§ PROBLEM DESCRIPTION
Single out the lines of the material that contain "styles" and copy them.

§ GIVEN MATERIAL
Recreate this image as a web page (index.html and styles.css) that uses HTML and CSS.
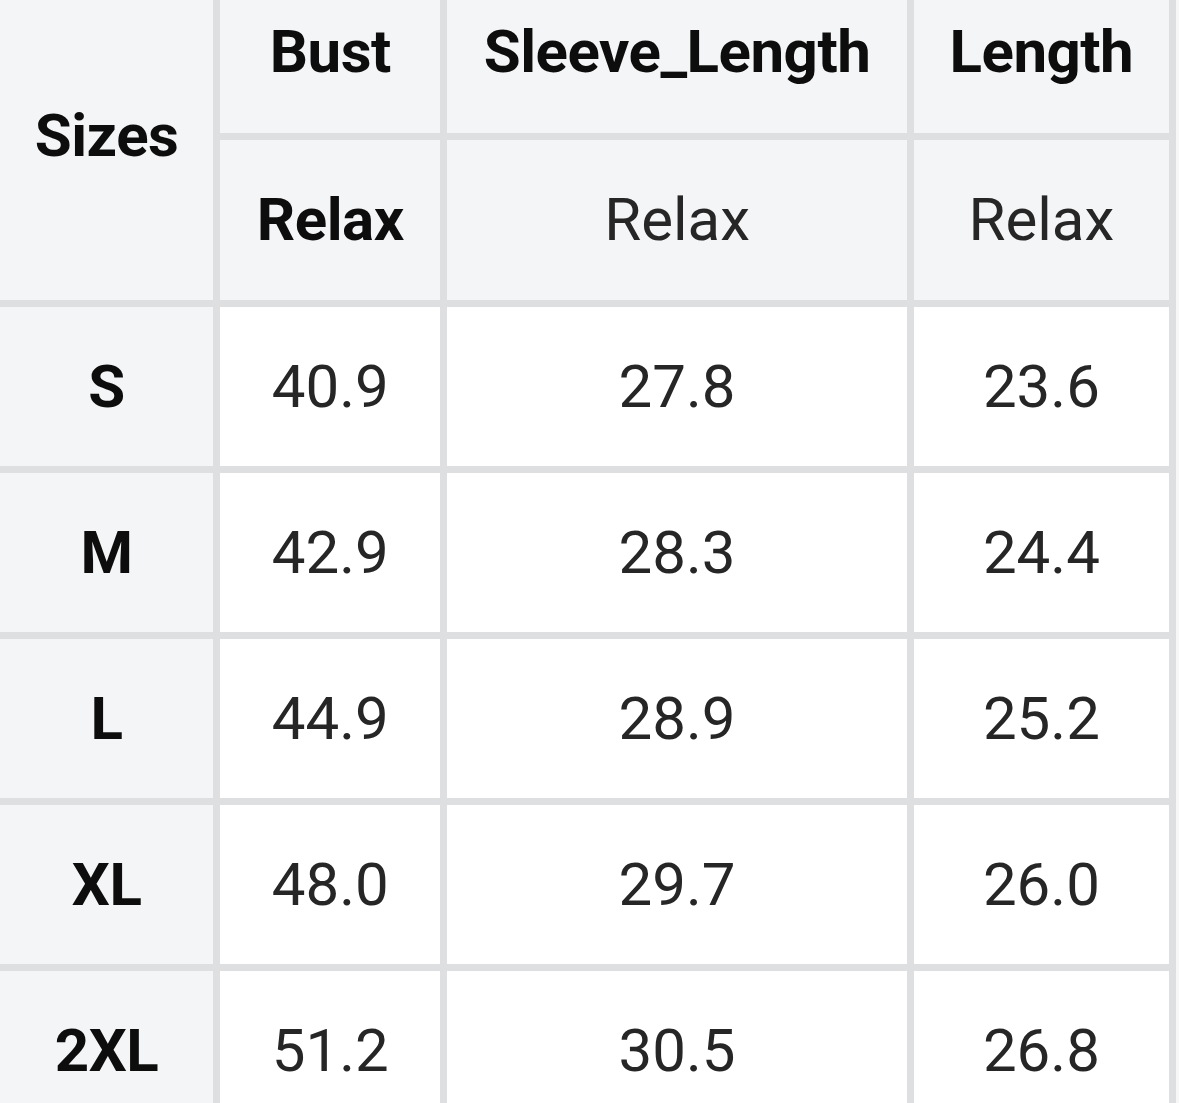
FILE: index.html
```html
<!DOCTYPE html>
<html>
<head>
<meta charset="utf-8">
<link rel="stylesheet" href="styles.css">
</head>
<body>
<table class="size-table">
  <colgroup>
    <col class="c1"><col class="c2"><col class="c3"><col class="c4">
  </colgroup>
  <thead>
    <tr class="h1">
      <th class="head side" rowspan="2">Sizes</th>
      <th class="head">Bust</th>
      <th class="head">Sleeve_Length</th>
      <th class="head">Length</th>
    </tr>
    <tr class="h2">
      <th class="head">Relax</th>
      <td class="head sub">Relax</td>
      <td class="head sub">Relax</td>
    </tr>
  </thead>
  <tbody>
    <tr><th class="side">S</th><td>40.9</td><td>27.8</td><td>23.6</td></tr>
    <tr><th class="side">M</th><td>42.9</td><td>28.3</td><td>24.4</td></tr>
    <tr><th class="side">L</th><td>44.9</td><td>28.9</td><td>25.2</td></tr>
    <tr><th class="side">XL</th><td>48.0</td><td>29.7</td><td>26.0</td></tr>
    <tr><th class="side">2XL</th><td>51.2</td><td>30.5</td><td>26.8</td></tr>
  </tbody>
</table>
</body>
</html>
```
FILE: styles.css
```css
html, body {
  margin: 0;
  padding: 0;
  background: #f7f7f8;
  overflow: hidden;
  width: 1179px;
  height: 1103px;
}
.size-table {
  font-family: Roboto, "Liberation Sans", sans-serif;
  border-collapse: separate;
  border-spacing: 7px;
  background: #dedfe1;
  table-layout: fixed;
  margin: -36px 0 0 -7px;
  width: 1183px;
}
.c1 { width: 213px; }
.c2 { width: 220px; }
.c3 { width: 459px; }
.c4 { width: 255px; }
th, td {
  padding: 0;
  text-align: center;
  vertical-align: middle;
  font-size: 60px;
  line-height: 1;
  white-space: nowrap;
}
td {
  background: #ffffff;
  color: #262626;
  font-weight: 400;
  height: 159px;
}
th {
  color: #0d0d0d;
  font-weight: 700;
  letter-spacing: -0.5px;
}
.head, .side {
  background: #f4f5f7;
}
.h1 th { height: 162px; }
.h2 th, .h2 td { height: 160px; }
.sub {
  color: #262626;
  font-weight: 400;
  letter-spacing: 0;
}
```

§ TASK RESPONSE
Recreate this image as a web page (index.html and styles.css) that uses HTML and CSS.
<link rel="stylesheet" href="styles.css">
FILE: styles.css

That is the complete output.